>> start
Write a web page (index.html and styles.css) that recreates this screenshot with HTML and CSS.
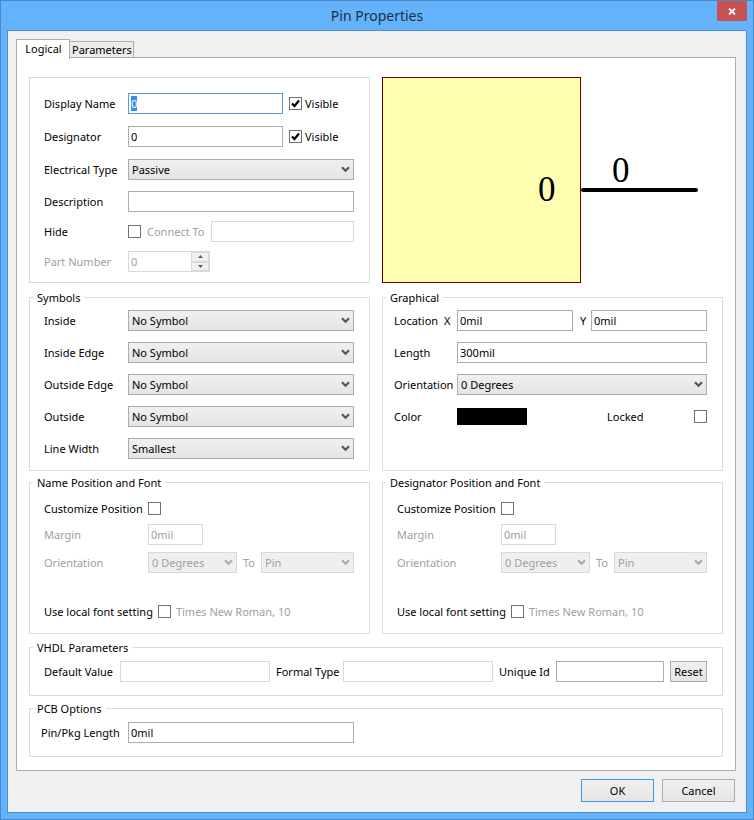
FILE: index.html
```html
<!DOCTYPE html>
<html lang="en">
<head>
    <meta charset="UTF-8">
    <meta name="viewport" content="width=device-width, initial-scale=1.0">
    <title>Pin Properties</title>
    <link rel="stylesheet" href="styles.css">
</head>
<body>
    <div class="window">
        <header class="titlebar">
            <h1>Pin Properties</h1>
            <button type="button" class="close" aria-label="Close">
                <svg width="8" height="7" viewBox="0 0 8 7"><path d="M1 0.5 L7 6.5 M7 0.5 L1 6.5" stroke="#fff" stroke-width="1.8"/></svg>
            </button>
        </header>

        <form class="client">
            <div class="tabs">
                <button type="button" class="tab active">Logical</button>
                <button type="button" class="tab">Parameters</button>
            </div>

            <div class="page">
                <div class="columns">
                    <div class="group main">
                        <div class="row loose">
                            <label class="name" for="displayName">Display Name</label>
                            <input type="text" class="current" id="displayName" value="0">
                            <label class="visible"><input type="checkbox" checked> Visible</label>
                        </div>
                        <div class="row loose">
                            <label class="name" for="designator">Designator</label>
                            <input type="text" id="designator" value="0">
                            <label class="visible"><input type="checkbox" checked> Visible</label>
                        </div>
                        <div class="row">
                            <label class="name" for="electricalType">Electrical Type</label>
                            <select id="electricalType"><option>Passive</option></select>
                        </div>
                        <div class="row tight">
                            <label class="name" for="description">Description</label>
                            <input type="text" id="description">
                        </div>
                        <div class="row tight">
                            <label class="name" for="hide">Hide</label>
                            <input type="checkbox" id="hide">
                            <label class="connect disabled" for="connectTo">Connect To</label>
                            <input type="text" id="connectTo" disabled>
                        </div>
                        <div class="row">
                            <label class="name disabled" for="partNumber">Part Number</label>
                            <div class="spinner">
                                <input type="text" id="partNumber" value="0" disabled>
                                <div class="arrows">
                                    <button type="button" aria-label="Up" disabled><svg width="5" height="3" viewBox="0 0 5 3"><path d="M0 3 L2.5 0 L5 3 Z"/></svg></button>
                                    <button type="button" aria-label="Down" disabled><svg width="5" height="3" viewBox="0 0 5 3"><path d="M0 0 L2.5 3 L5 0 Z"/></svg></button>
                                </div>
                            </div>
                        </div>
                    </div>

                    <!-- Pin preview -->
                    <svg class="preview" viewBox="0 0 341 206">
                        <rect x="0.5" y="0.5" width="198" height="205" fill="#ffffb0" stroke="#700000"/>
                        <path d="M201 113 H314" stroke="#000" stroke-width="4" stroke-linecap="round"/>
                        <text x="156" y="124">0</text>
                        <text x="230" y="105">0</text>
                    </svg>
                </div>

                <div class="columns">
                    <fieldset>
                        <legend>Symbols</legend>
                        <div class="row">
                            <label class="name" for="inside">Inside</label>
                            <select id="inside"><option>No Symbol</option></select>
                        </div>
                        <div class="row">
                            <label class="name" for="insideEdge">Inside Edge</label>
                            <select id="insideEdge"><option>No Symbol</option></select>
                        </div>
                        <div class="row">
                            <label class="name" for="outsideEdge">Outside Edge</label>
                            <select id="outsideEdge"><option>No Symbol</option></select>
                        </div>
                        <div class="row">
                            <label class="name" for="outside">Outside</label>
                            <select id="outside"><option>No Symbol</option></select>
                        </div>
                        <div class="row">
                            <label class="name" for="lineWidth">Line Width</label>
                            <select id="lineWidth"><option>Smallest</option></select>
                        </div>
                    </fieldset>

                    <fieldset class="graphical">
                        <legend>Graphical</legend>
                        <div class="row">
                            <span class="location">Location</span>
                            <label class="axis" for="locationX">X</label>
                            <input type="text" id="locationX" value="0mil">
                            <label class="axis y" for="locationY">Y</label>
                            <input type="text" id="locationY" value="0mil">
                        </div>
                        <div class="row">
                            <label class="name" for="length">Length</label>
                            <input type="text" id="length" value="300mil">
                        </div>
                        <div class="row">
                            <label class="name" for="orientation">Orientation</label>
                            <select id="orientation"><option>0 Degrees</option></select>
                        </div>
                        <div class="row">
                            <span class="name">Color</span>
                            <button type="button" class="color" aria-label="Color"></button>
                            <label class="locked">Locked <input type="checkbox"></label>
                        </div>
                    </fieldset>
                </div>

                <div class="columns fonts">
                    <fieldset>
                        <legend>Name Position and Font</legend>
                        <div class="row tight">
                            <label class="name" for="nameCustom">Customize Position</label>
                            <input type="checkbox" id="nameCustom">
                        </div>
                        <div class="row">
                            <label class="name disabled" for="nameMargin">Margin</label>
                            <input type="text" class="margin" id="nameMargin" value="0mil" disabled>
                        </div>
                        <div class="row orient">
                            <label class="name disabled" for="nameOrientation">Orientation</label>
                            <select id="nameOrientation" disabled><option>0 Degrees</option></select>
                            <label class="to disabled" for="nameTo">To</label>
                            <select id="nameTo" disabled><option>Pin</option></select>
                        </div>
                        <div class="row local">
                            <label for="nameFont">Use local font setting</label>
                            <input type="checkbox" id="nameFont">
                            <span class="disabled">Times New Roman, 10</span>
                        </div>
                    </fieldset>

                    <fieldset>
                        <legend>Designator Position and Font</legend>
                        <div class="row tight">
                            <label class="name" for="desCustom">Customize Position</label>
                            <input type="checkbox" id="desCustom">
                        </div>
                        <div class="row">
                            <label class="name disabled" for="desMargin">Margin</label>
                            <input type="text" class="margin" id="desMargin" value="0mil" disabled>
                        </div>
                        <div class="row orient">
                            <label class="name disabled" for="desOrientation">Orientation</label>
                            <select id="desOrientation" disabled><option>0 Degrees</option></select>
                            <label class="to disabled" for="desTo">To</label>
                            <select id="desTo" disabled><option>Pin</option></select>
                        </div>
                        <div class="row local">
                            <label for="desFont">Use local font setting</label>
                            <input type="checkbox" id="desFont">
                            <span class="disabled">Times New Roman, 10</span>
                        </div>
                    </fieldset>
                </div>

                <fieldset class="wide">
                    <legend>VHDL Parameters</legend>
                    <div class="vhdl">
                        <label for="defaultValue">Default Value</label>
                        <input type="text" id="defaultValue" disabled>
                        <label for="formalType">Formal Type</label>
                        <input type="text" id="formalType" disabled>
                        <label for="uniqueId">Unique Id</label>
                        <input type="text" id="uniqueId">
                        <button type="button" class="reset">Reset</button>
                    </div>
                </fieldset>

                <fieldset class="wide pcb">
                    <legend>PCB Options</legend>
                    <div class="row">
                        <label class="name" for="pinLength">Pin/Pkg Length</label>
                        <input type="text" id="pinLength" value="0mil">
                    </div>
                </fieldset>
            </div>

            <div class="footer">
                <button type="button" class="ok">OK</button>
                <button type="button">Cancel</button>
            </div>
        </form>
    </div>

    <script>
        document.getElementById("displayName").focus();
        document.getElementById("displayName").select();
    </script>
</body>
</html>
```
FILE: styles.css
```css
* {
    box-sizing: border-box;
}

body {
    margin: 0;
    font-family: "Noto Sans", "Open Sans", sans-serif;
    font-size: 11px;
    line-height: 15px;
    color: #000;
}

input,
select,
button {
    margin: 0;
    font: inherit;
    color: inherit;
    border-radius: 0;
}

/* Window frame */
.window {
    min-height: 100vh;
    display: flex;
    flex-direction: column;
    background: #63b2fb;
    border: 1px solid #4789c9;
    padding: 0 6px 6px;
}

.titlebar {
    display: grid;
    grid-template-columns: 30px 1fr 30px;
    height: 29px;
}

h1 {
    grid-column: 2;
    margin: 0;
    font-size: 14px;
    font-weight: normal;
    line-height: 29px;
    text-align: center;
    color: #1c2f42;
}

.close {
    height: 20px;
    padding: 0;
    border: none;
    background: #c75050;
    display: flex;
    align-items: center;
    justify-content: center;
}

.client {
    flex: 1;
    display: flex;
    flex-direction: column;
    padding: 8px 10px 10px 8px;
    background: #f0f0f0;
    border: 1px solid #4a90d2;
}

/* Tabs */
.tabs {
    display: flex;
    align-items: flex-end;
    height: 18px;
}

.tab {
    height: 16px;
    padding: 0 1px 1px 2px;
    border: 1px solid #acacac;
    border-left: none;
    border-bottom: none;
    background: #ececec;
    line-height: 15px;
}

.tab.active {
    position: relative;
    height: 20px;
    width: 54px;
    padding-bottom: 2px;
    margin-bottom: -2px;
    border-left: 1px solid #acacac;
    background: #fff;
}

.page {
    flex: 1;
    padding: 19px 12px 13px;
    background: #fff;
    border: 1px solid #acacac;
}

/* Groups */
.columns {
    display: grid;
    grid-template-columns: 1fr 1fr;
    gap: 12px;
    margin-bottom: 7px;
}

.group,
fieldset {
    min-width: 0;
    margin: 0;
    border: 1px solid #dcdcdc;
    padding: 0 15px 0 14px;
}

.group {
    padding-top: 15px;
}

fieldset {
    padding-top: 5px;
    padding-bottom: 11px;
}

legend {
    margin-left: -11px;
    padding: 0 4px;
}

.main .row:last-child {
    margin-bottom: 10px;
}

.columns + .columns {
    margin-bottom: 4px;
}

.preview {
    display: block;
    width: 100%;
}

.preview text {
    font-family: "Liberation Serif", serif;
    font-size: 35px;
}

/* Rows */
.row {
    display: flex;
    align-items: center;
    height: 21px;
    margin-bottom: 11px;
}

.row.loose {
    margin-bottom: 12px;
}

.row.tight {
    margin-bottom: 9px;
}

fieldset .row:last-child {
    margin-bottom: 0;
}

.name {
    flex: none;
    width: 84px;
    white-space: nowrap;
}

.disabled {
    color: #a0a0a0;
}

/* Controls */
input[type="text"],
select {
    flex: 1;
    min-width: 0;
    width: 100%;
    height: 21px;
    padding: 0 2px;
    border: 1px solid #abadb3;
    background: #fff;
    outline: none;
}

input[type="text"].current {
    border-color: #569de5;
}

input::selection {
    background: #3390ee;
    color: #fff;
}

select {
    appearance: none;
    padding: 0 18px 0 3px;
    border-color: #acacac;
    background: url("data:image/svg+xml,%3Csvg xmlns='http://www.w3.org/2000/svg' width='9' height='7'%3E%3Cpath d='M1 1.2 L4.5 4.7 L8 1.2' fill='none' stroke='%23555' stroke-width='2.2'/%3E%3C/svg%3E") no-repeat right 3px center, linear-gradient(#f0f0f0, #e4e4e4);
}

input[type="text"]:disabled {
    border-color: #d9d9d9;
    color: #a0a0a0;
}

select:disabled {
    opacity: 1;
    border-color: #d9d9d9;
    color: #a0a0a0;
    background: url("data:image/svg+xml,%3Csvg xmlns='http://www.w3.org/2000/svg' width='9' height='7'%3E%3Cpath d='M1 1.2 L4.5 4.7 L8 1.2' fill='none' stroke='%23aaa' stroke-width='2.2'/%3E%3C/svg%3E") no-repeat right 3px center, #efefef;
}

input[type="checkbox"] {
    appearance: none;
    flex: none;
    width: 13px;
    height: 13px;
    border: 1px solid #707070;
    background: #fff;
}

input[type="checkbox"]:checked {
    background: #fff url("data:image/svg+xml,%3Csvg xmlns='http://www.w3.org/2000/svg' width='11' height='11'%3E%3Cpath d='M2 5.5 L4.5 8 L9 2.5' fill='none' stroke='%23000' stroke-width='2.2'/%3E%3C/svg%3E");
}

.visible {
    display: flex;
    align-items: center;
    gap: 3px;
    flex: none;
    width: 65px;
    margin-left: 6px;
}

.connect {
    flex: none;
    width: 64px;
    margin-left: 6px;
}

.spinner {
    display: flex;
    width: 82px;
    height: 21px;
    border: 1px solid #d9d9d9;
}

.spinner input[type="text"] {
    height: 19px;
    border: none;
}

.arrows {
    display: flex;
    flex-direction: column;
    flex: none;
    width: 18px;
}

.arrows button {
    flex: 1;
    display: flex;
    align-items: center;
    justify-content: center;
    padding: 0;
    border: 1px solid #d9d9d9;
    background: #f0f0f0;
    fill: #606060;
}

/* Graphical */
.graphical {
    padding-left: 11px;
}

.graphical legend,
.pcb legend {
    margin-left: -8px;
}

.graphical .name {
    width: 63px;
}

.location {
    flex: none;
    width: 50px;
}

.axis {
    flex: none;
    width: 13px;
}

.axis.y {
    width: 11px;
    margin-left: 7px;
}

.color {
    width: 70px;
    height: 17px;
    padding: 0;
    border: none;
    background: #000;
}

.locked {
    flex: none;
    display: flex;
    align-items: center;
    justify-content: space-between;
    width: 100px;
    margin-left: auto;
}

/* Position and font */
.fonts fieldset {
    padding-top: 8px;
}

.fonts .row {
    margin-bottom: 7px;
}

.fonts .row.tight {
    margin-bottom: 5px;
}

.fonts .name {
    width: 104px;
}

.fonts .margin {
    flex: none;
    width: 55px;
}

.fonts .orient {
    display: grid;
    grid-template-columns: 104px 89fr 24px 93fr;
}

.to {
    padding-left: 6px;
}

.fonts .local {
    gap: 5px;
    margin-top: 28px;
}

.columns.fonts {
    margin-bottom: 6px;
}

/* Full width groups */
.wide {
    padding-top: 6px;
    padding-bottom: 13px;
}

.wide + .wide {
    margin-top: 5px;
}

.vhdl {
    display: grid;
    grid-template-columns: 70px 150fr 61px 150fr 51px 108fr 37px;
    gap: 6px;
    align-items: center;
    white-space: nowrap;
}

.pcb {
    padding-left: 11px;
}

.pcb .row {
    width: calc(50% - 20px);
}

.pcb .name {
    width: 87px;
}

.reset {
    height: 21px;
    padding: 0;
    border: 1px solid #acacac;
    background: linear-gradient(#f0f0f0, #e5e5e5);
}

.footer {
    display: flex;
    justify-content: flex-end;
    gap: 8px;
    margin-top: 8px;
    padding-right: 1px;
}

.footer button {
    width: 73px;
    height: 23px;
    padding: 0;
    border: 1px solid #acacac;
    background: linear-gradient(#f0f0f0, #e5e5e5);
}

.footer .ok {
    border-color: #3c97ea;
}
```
>> end
● **THE REQUEST**
Search the lines for the string "index" and copy every line that has it.

● **CORRECT ANSWER**
Write a web page (index.html and styles.css) that recreates this screenshot with HTML and CSS.
FILE: index.html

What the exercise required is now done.